Notes about the code

  • Adjust OpenCLAW POST schema to match your server's API. Some OpenCLAW setups use websocket/streaming — adapt accordingly.
  • For python-telegram-bot v20+, prefer Application.run_polling(); in an async context, use Application.start() and run the loop as above.
  • For production, separate concerns: use worker queue for OpenCLAW calls, rate limit user requests, and handle concurrency.

Context and Memory

  • To keep conversation context, pass a conversation_id from OpenCLAW (or maintain per-chat history in Redis/DB and include recent messages in the prompt).
  • Store mapping: {platform_chat_id -> conversation_id}.

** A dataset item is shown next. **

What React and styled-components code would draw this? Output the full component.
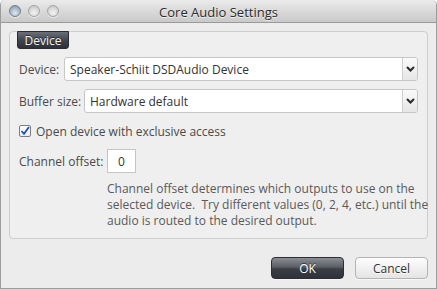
import React from "react";
import styled, { createGlobalStyle } from "styled-components";

const Global = createGlobalStyle`
  html, body { margin: 0; padding: 0; background: #ffffff; }
  body { font-family: "Open Sans", "DejaVu Sans", sans-serif; }
  * { box-sizing: border-box; }
`;

const Window = styled.div`
  width: 437px;
  height: 289px;
  display: flex;
  flex-direction: column;
  background: #ececec;
  border: 1px solid #9c9c9c;
  border-top: none;
  border-radius: 5px 5px 0 0;
  overflow: hidden;
`;

const TitleBar = styled.div`
  position: relative;
  height: 23px;
  flex: none;
  display: flex;
  align-items: center;
  justify-content: center;
  background: linear-gradient(#ebebeb, #d6d6d6 60%, #c9c9c9);
  border-bottom: 1px solid #9a9a9a;
`;

const Lights = styled.div`
  position: absolute;
  left: 8px;
  top: 5px;
  display: flex;
  gap: 7px;
`;

const Light = styled.span`
  width: 12px;
  height: 12px;
  border-radius: 50%;
  border: 1px solid ${(p) => (p.$active ? "#6f7e8e" : "#a3a3a3")};
  background: ${(p) =>
    p.$active
      ? "radial-gradient(circle at 50% 70%, #dfe7ef 0%, #a9b8c8 55%, #7f90a2 100%)"
      : "radial-gradient(circle at 50% 70%, #f2f2f2 0%, #d6d6d6 60%, #bdbdbd 100%)"};
  box-shadow: 0 1px 0 rgba(255, 255, 255, 0.6);
`;

const Title = styled.div`
  font-size: 13px;
  color: #2b2b2b;
  text-shadow: 0 1px 0 rgba(255, 255, 255, 0.7);
  margin-top: 1px;
`;

const Content = styled.div`
  flex: 1;
  display: flex;
  flex-direction: column;
  padding: 8px 8px 0 8px;
`;

const Group = styled.div`
  height: 208px;
  display: flex;
  flex-direction: column;
  border: 1px solid #cdcdcd;
  border-radius: 4px;
  background: #efefef;
  padding: 0 9px 9px 9px;
`;

const Tab = styled.div`
  align-self: flex-start;
  margin: -1px 0 0 -2px;
  width: 52px;
  height: 18px;
  display: flex;
  align-items: center;
  justify-content: center;
  font-size: 12px;
  color: #f4f4f4;
  background: linear-gradient(#6b6f77, #3f434b 55%, #2e3138);
  border: 1px solid #2a2c31;
  border-radius: 0 0 3px 3px;
  text-shadow: 0 -1px 0 rgba(0, 0, 0, 0.5);
`;

const Row = styled.div`
  display: flex;
  align-items: center;
  margin-top: ${(p) => p.$gap || 8}px;
  height: ${(p) => p.$h || 24}px;
`;

const Label = styled.div`
  font-size: 12px;
  color: #4a4a4a;
  width: ${(p) => p.$w}px;
  flex: none;
`;

const Select = styled.div`
  flex: 1;
  height: 24px;
  display: flex;
  align-items: stretch;
  background: #ffffff;
  border: 1px solid #c6c6c6;
  border-radius: 3px;
  overflow: hidden;
`;

const SelectText = styled.div`
  flex: 1;
  display: flex;
  align-items: center;
  padding-left: 5px;
  font-size: 12px;
  color: #333333;
`;

const Arrow = styled.div`
  width: 15px;
  flex: none;
  display: flex;
  align-items: center;
  justify-content: center;
  border-left: 1px solid #cfcfcf;
  background: linear-gradient(#fafafa, #e6e6e6);
`;

const CheckBox = styled.span`
  width: 12px;
  height: 12px;
  flex: none;
  border: 1px solid #7d7d7d;
  border-radius: 2px;
  background: linear-gradient(#ffffff, #ececec);
  display: flex;
  align-items: center;
  justify-content: center;
  margin-right: 5px;
`;

const CheckLabel = styled.span`
  font-size: 12px;
  color: #4a4a4a;
`;

const NumberBox = styled.div`
  width: 29px;
  height: 24px;
  background: #ffffff;
  border: 1px solid #c6c6c6;
  display: flex;
  align-items: center;
  justify-content: center;
  font-size: 12px;
  color: #333333;
`;

const Help = styled.p`
  margin: 8px 0 0 88px;
  font-size: 12px;
  line-height: 16px;
  color: #5a5a5a;
  white-space: nowrap;
`;

const Buttons = styled.div`
  display: flex;
  justify-content: flex-end;
  gap: 11px;
  margin-top: 18px;
  padding-right: 0px;
`;

const Button = styled.div`
  width: 73px;
  height: 22px;
  display: flex;
  align-items: center;
  justify-content: center;
  font-size: 12px;
  border-radius: 4px;
  color: ${(p) => (p.$primary ? "#ffffff" : "#333333")};
  border: 1px solid ${(p) => (p.$primary ? "#2c2e33" : "#b4b4b4")};
  background: ${(p) =>
    p.$primary
      ? "linear-gradient(#8a8d93, #5b5e65 45%, #3b3e45 55%, #30333a)"
      : "linear-gradient(#fdfdfd, #f1f1f1 50%, #e4e4e4)"};
  text-shadow: ${(p) => (p.$primary ? "0 -1px 0 rgba(0,0,0,0.5)" : "0 1px 0 rgba(255,255,255,0.8)")};
  box-shadow: 0 1px 0 rgba(255, 255, 255, 0.6);
`;

const Chevron = () => (
  <svg width="9" height="6" viewBox="0 0 9 6">
    <path d="M1 1 L4.5 4.5 L8 1" fill="none" stroke="#2a2a2a" strokeWidth="2" />
  </svg>
);

const Tick = () => (
  <svg width="10" height="10" viewBox="0 0 10 10">
    <path d="M1.5 5 L4 7.8 L9 1" fill="none" stroke="#1f4fc7" strokeWidth="1.8" />
  </svg>
);

export default function App() {
  return (
    <>
      <Global />
      <Window>
        <TitleBar>
          <Lights>
            <Light $active />
            <Light />
            <Light />
          </Lights>
          <Title>Core Audio Settings</Title>
        </TitleBar>
        <Content>
          <Group>
            <Tab>Device</Tab>
            <Row $gap={8}>
              <Label $w={45}>Device:</Label>
              <Select>
                <SelectText>Speaker-Schiit DSDAudio Device</SelectText>
                <Arrow><Chevron /></Arrow>
              </Select>
            </Row>
            <Row $gap={8}>
              <Label $w={65}>Buffer size:</Label>
              <Select>
                <SelectText>Hardware default</SelectText>
                <Arrow><Chevron /></Arrow>
              </Select>
            </Row>
            <Row $gap={12} $h={12}>
              <CheckBox><Tick /></CheckBox>
              <CheckLabel>Open device with exclusive access</CheckLabel>
            </Row>
            <Row $gap={12}>
              <Label $w={88}>Channel offset:</Label>
              <NumberBox>0</NumberBox>
            </Row>
            <Help>
              Channel offset determines which outputs to use on the
              <br />
              selected device.&nbsp; Try different values (0, 2, 4, etc.) until the
              <br />
              audio is routed to the desired output.
            </Help>
          </Group>
          <Buttons>
            <Button $primary>OK</Button>
            <Button>Cancel</Button>
          </Buttons>
        </Content>
      </Window>
    </>
  );
}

Advanced: Streaming and Rich Responses

  • If OpenCLAW supports streaming responses, use websockets or server‑sent events and stream partial replies to Discord (edit messages) and Telegram (send_chat_action + edit_message_text).
  • For attachments (images/files), have OpenCLAW return URLs or base64; upload via platform API accordingly.

Deployment

  • Local testing: ngrok to expose Telegram webhooks if you want webhooks; otherwise long polling works for Telegram and Discord uses gateway (no public URL needed).
  • Recommended hosts: VPS, Railway, Fly.io, Render, or Docker container on cloud VM. Use process manager (systemd, pm2 for node, or Docker + restart policy).
  • Scale: Use a queue (RabbitMQ/Redis) and worker pool for OpenCLAW calls to handle bursts.

Security & Best Practices

  • Keep tokens and API keys in environment variables; never commit to repo.
  • Rate-limit per-user and per-channel to avoid abuse and high costs.
  • Sanitize user input if you pass it to external services.
  • Monitor logs and error rates; alert on OpenCLAW failures.
  • Respect privacy: inform users that messages may be processed by an AI and log retention policies.
  • For sensitive data, avoid sending PII to external endpoints or ensure your OpenCLAW instance is self-hosted and secure.

Troubleshooting

  • “discord.py no attribute message_content” — enable message_content intent in Discord Developer Portal and in code intents.message_content = True.
  • Telegram long polling vs webhooks: use polling for simple deployments; webhooks need a public HTTPS URL.
  • OpenCLAW endpoint errors — test with curl/postman first, confirm request/response schema.

Optional: Example with conversation state (Redis)

  • On each incoming message, look up conversation_id = redis.get(f"conv:{platform}:{chat_id}"), pass it to OpenCLAW, save returned conv_id back to Redis with TTL.